## PROVIDED MATERIAL
## begin

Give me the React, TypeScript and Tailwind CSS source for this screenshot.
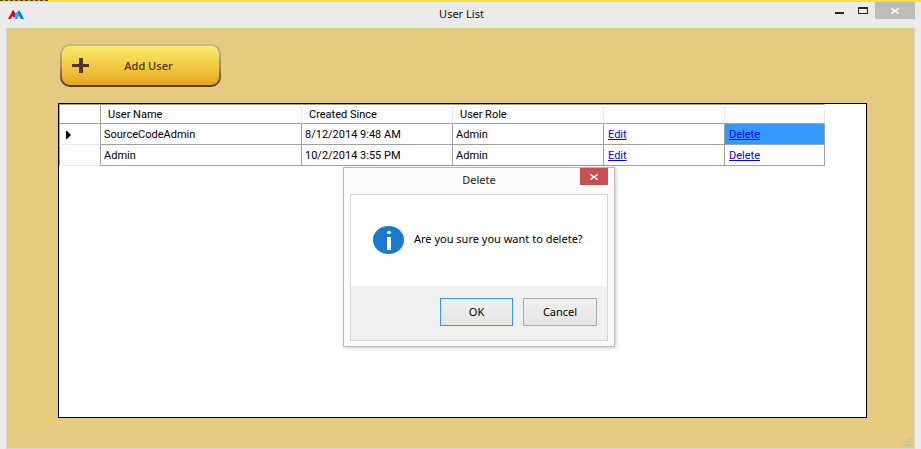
import { useState } from "react";

const users = [
  { name: "SourceCodeAdmin", created: "8/12/2014 9:48 AM", role: "Admin" },
  { name: "Admin", created: "10/2/2014 3:55 PM", role: "Admin" },
];

const headCell = "h-5 border-t border-r border-b border-t-[#a0a0a0] border-r-[#e3edfa] border-b-[#a0a0a0] bg-[#fcfcfc] pt-0.5 pl-[7px] text-left font-normal";
const bodyCell = "h-[21px] border-r border-b border-[#a0a0a0] pt-0.5 pl-[3px]";
const linkCell = "h-[21px] border-r border-b border-[#a0a0a0] pt-0.5 pl-1";

function Cross() {
  return (
    <svg viewBox="0 0 8 6" className="h-1.5 w-2" fill="none" stroke="currentColor" strokeWidth="1.4" aria-hidden="true">
      <path d="M.3 .3 7.7 5.7M7.7 .3 .3 5.7" />
    </svg>
  );
}

function TitleBar() {
  return (
    <header className="grid h-[26px] shrink-0 grid-cols-[1fr_auto_1fr] items-start pr-[6px] pl-2">
      <svg viewBox="0 0 16 10" className="mt-[7px] h-[10px] w-4" aria-hidden="true">
        <path d="M0 10 5 1 8 5 6 9 4.5 7 2.5 10Z" fill="#e00b12" />
        <path d="M5 1 7.5 6 6.5 8 4 3Z" fill="#a5131b" />
        <path d="M7 10 11 1 13 4 16 10H13L11 6.5 9 10Z" fill="#0876e8" />
        <path d="M6 9 8 4 9.5 2 11 6 9 9Z" fill="#24b7f4" />
      </svg>
      <h1 className="pt-1 text-[11px] leading-4 text-[#111]">User List</h1>
      <div className="flex items-start justify-end">
        <button aria-label="Minimize" className="flex h-[17px] w-6 items-start justify-center pt-[10px]">
          <span className="h-0.5 w-[9px] bg-[#26272c]" />
        </button>
        <button aria-label="Maximize" className="flex h-[17px] w-6 items-start justify-center pt-[5px]">
          <span className="h-[7px] w-[10px] border border-t-2 border-[#26272c]" />
        </button>
        <button aria-label="Close" className="flex h-[17px] w-10 items-center justify-center bg-[#bcbcbc] text-white">
          <Cross />
        </button>
      </div>
    </header>
  );
}

function UserTable({ onDelete }: { onDelete: () => void }) {
  return (
    <table className="w-[766px] table-fixed border-separate border-spacing-0 font-[Roboto,sans-serif] text-[11px] leading-4 text-black">
      <colgroup>
        <col className="w-[42px]" />
        <col className="w-[201px]" />
        <col className="w-[151px]" />
        <col className="w-[151px]" />
        <col className="w-[121px]" />
        <col className="w-[100px]" />
      </colgroup>
      <thead>
        <tr>
          <td className="h-5 border border-[#a0a0a0] bg-[#fcfcfc]" />
          <th className={headCell}>User Name</th>
          <th className={headCell}>Created Since</th>
          <th className={headCell}>User Role</th>
          <td className={headCell} />
          <td className={headCell} />
        </tr>
      </thead>
      <tbody>
        {users.map((user, i) => (
          <tr key={user.name}>
            <td className="h-[21px] border-r border-b border-l border-[#a0a0a0] border-b-[#e3edfa] bg-[#fcfcfc] pt-0.5 pl-1.5">
              {i === 0 && (
                <svg viewBox="0 0 5 8" className="h-2 w-[5px]" aria-hidden="true">
                  <path d="M0 0H1L5 4 1 8H0Z" />
                </svg>
              )}
            </td>
            <td className={bodyCell}>{user.name}</td>
            <td className={bodyCell}>{user.created}</td>
            <td className={bodyCell}>{user.role}</td>
            <td className={linkCell}>
              <a href="#edit" className="text-[#0000ff] underline">Edit</a>
            </td>
            <td className={i === 0 ? `${linkCell} bg-[#3399ff]` : linkCell}>
              <a href="#delete" onClick={onDelete} className="text-[#0000ff] underline">Delete</a>
            </td>
          </tr>
        ))}
      </tbody>
    </table>
  );
}

function DeleteDialog({ onClose }: { onClose: () => void }) {
  return (
    <div
      role="dialog"
      aria-labelledby="delete-title"
      className="absolute top-[167px] left-[343px] w-[272px] border border-[#b9b9b9] bg-[#fbfbfb] px-1.5 pb-[5px] shadow-[1px_1px_4px_rgba(0,0,0,0.2)]"
    >
      <div className="grid h-[26px] grid-cols-[28px_1fr_28px] items-start">
        <h2 id="delete-title" className="col-start-2 pt-1 text-center text-[11px] leading-4 text-[#222]">Delete</h2>
        <button aria-label="Close" onClick={onClose} className="flex h-[17px] items-center justify-center bg-[#c75050] text-white">
          <Cross />
        </button>
      </div>
      <div className="border border-[#d5d5d5] bg-white">
        <div className="flex h-[91px] items-center gap-[10px] pb-0.5 pl-[22px]">
          <svg viewBox="0 0 31 28" className="h-7 w-[31px]" aria-hidden="true">
            <ellipse cx="15.5" cy="14" rx="15.5" ry="14" fill="#1979ca" />
            <ellipse cx="16" cy="6.5" rx="2.2" ry="1.6" fill="white" />
            <path d="M14 11h4v13h-4Z" fill="white" />
          </svg>
          <p className="pb-0.5 text-[11px] leading-4 text-black">Are you sure you want to delete?</p>
        </div>
        <div className="flex justify-end gap-[10px] bg-[#f0f0f0] pt-3 pr-[10px] pb-[14px] text-[11px] text-black">
          <button onClick={onClose} className="h-7 w-[73px] border border-[#3399ff] bg-linear-to-b from-[#f0f0f0] to-[#e5e5e5]">OK</button>
          <button onClick={onClose} className="h-7 w-[74px] border border-[#acacac] bg-linear-to-b from-[#f0f0f0] to-[#e5e5e5]">Cancel</button>
        </div>
      </div>
    </div>
  );
}

export default function App() {
  const [confirming, setConfirming] = useState(true);

  return (
    <div className="relative flex min-h-screen flex-col bg-[#ebebeb] font-['Noto_Sans',sans-serif]">
      <div className="flex h-0.5 shrink-0 border-b border-[#d3d3d3] bg-[#fbe13c]">
        <div className="w-12 border-t border-dashed border-[#604a20] bg-[#d9ad24]" />
      </div>
      <TitleBar />
      <main className="mr-[6px] ml-1.5 flex grow flex-col border-x border-b border-[#d6d6d6] bg-[#e6ca7f] pt-4 pr-[47px] pl-[51px]">
        <button className="ml-0.5 h-[43px] w-[161px] rounded-[10px] bg-linear-to-b from-[#c9b98f] via-[#a58d67] to-[#57392c] p-0.5 text-[#53352b]">
          <span className="grid h-full grid-cols-[38px_1fr_22px] items-center rounded-lg bg-linear-to-b from-[#f8ec6b] via-[#f2cc44] to-[#e8a521]">
            <svg viewBox="0 0 17 15" className="ml-[10px] h-[15px] w-[17px]" aria-hidden="true">
              <path d="M7 0h4v6h6v3h-6v6H7V9H0V6h7Z" fill="currentColor" />
            </svg>
            <span className="text-center font-['Open_Sans',sans-serif] text-[11px] leading-4 font-semibold">Add User</span>
          </span>
        </button>
        <section aria-label="Users" className="mt-4 mb-[30px] grow border border-black bg-white">
          <UserTable onDelete={() => setConfirming(true)} />
        </section>
        <svg viewBox="0 0 8 8" className="absolute right-[10px] bottom-[3px] h-2 w-2 fill-[#bdbdbd]" aria-hidden="true">
          <path d="M6 0h2v2H6ZM3 3h2v2H3ZM6 3h2v2H6ZM0 6h2v2H0ZM3 6h2v2H3ZM6 6h2v2H6Z" />
        </svg>
      </main>
      {confirming && <DeleteDialog onClose={() => setConfirming(false)} />}
    </div>
  );
}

## end

## AIM
Reproduce all of the data exactly; the pictures do not belong in the copy.

## CORRECT OUTPUT
Give me the React, TypeScript and Tailwind CSS source for this screenshot.
import { useState } from "react";

const users = [
  { name: "SourceCodeAdmin", created: "8/12/2014 9:48 AM", role: "Admin" },
  { name: "Admin", created: "10/2/2014 3:55 PM", role: "Admin" },
];

const headCell = "h-5 border-t border-r border-b border-t-[#a0a0a0] border-r-[#e3edfa] border-b-[#a0a0a0] bg-[#fcfcfc] pt-0.5 pl-[7px] text-left font-normal";
const bodyCell = "h-[21px] border-r border-b border-[#a0a0a0] pt-0.5 pl-[3px]";
const linkCell = "h-[21px] border-r border-b border-[#a0a0a0] pt-0.5 pl-1";

function Cross() {
  return (
    <svg viewBox="0 0 8 6" className="h-1.5 w-2" fill="none" stroke="currentColor" strokeWidth="1.4" aria-hidden="true">
      <path d="M.3 .3 7.7 5.7M7.7 .3 .3 5.7" />
    </svg>
  );
}

function TitleBar() {
  return (
    <header className="grid h-[26px] shrink-0 grid-cols-[1fr_auto_1fr] items-start pr-[6px] pl-2">
      <svg viewBox="0 0 16 10" className="mt-[7px] h-[10px] w-4" aria-hidden="true">
        <path d="M0 10 5 1 8 5 6 9 4.5 7 2.5 10Z" fill="#e00b12" />
        <path d="M5 1 7.5 6 6.5 8 4 3Z" fill="#a5131b" />
        <path d="M7 10 11 1 13 4 16 10H13L11 6.5 9 10Z" fill="#0876e8" />
        <path d="M6 9 8 4 9.5 2 11 6 9 9Z" fill="#24b7f4" />
      </svg>
      <h1 className="pt-1 text-[11px] leading-4 text-[#111]">User List</h1>
      <div className="flex items-start justify-end">
        <button aria-label="Minimize" className="flex h-[17px] w-6 items-start justify-center pt-[10px]">
          <span className="h-0.5 w-[9px] bg-[#26272c]" />
        </button>
        <button aria-label="Maximize" className="flex h-[17px] w-6 items-start justify-center pt-[5px]">
          <span className="h-[7px] w-[10px] border border-t-2 border-[#26272c]" />
        </button>
        <button aria-label="Close" className="flex h-[17px] w-10 items-center justify-center bg-[#bcbcbc] text-white">
          <Cross />
        </button>
      </div>
    </header>
  );
}

function UserTable({ onDelete }: { onDelete: () => void }) {
  return (
    <table className="w-[766px] table-fixed border-separate border-spacing-0 font-[Roboto,sans-serif] text-[11px] leading-4 text-black">
      <colgroup>
        <col className="w-[42px]" />
        <col className="w-[201px]" />
        <col className="w-[151px]" />
        <col className="w-[151px]" />
        <col className="w-[121px]" />
        <col className="w-[100px]" />
      </colgroup>
      <thead>
        <tr>
          <td className="h-5 border border-[#a0a0a0] bg-[#fcfcfc]" />
          <th className={headCell}>User Name</th>
          <th className={headCell}>Created Since</th>
          <th className={headCell}>User Role</th>
          <td className={headCell} />
          <td className={headCell} />
        </tr>
      </thead>
      <tbody>
        {users.map((user, i) => (
          <tr key={user.name}>
            <td className="h-[21px] border-r border-b border-l border-[#a0a0a0] border-b-[#e3edfa] bg-[#fcfcfc] pt-0.5 pl-1.5">
              {i === 0 && (
                <svg viewBox="0 0 5 8" className="h-2 w-[5px]" aria-hidden="true">
                  <path d="M0 0H1L5 4 1 8H0Z" />
                </svg>
              )}
            </td>
            <td className={bodyCell}>{user.name}</td>
            <td className={bodyCell}>{user.created}</td>
            <td className={bodyCell}>{user.role}</td>
            <td className={linkCell}>
              <a href="#edit" className="text-[#0000ff] underline">Edit</a>
            </td>
            <td className={i === 0 ? `${linkCell} bg-[#3399ff]` : linkCell}>
              <a href="#delete" onClick={onDelete} className="text-[#0000ff] underline">Delete</a>
            </td>
          </tr>
        ))}
      </tbody>
    </table>
  );
}

function DeleteDialog({ onClose }: { onClose: () => void }) {
  return (
    <div
      role="dialog"
      aria-labelledby="delete-title"
      className="absolute top-[167px] left-[343px] w-[272px] border border-[#b9b9b9] bg-[#fbfbfb] px-1.5 pb-[5px] shadow-[1px_1px_4px_rgba(0,0,0,0.2)]"
    >
      <div className="grid h-[26px] grid-cols-[28px_1fr_28px] items-start">
        <h2 id="delete-title" className="col-start-2 pt-1 text-center text-[11px] leading-4 text-[#222]">Delete</h2>
        <button aria-label="Close" onClick={onClose} className="flex h-[17px] items-center justify-center bg-[#c75050] text-white">
          <Cross />
        </button>
      </div>
      <div className="border border-[#d5d5d5] bg-white">
        <div className="flex h-[91px] items-center gap-[10px] pb-0.5 pl-[22px]">
          <svg viewBox="0 0 31 28" className="h-7 w-[31px]" aria-hidden="true">
            <ellipse cx="15.5" cy="14" rx="15.5" ry="14" fill="#1979ca" />
            <ellipse cx="16" cy="6.5" rx="2.2" ry="1.6" fill="white" />
            <path d="M14 11h4v13h-4Z" fill="white" />
          </svg>
          <p className="pb-0.5 text-[11px] leading-4 text-black">Are you sure you want to delete?</p>
        </div>
        <div className="flex justify-end gap-[10px] bg-[#f0f0f0] pt-3 pr-[10px] pb-[14px] text-[11px] text-black">
          <button onClick={onClose} className="h-7 w-[73px] border border-[#3399ff] bg-linear-to-b from-[#f0f0f0] to-[#e5e5e5]">OK</button>
          <button onClick={onClose} className="h-7 w-[74px] border border-[#acacac] bg-linear-to-b from-[#f0f0f0] to-[#e5e5e5]">Cancel</button>
        </div>
      </div>
    </div>
  );
}

export default function App() {
  const [confirming, setConfirming] = useState(true);

  return (
    <div className="relative flex min-h-screen flex-col bg-[#ebebeb] font-['Noto_Sans',sans-serif]">
      <div className="flex h-0.5 shrink-0 border-b border-[#d3d3d3] bg-[#fbe13c]">
        <div className="w-12 border-t border-dashed border-[#604a20] bg-[#d9ad24]" />
      </div>
      <TitleBar />
      <main className="mr-[6px] ml-1.5 flex grow flex-col border-x border-b border-[#d6d6d6] bg-[#e6ca7f] pt-4 pr-[47px] pl-[51px]">
        <button className="ml-0.5 h-[43px] w-[161px] rounded-[10px] bg-linear-to-b from-[#c9b98f] via-[#a58d67] to-[#57392c] p-0.5 text-[#53352b]">
          <span className="grid h-full grid-cols-[38px_1fr_22px] items-center rounded-lg bg-linear-to-b from-[#f8ec6b] via-[#f2cc44] to-[#e8a521]">
            <svg viewBox="0 0 17 15" className="ml-[10px] h-[15px] w-[17px]" aria-hidden="true">
              <path d="M7 0h4v6h6v3h-6v6H7V9H0V6h7Z" fill="currentColor" />
            </svg>
            <span className="text-center font-['Open_Sans',sans-serif] text-[11px] leading-4 font-semibold">Add User</span>
          </span>
        </button>
        <section aria-label="Users" className="mt-4 mb-[30px] grow border border-black bg-white">
          <UserTable onDelete={() => setConfirming(true)} />
        </section>
        <svg viewBox="0 0 8 8" className="absolute right-[10px] bottom-[3px] h-2 w-2 fill-[#bdbdbd]" aria-hidden="true">
          <path d="M6 0h2v2H6ZM3 3h2v2H3ZM6 3h2v2H6ZM0 6h2v2H0ZM3 6h2v2H3ZM6 6h2v2H6Z" />
        </svg>
      </main>
      {confirming && <DeleteDialog onClose={() => setConfirming(false)} />}
    </div>
  );
}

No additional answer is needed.